Especially on the internet!

Online, on record
What you post can and will be used against you - if not by Uncle Sam or Aunty Sonia -by your current or prospective employer. New York Daily News reports

An increasing number of employers are investigating potential hires online to find out more about an applicant than what's on their résumé...

Sure, you may not have intentionally posted something controversial about yourself online, but from blogs to dating profiles, the Web has become a place where people air dirty laundry without a thought, making it a dangerous place to mix business with pleasure.

Just ask 27-year-old Colleen Kluttz. Type the freelance television producer's name into Google and the second item that comes up is her popular My Space profile. This online social network has become an outpost for photographic and written self-expression, but it's not always an asset in landing a job. "A friend of mine posted a picture of me on My Space with my eyes half closed and a caption that suggests I've smoked something illegal," says Kluttz.

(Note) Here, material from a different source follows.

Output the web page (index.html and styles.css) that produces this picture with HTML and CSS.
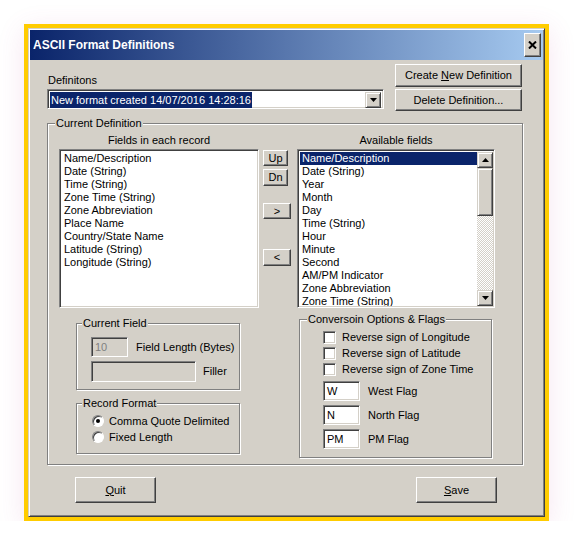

While the caption was a joke, Kluttz now wonders whether the past two employers she interviewed with thought it was so funny. Both expressed interest in hiring Kluttz, but at the 11th hour went with someone else


And yeah, blogging can be equally 'dangerous'. The same article recounts the tale of Ciara Healy, who applied for a job at a university.
When a member of the search committee Googled her, he found she had called him a "belligerent jerk," though not by name, and canceled the interview.

Wonderful.

Coincidentally, just today I received a phone call from a guy who is an HR manager with a company in Bangalore who wants me to delete certain comments he made on my blog. Because he got carried away and used unparliamentary language and now when he googles his name, this comment appears on the very first page thrown up.

A wicked part of me says, let him suffer but sigh! the noble part wrests back control and I do try to do the needful. But the trashcan icon just does not appear next to his comment and I am clueless how else one can delete in blogger...

Life is strange, the virtual world stranger!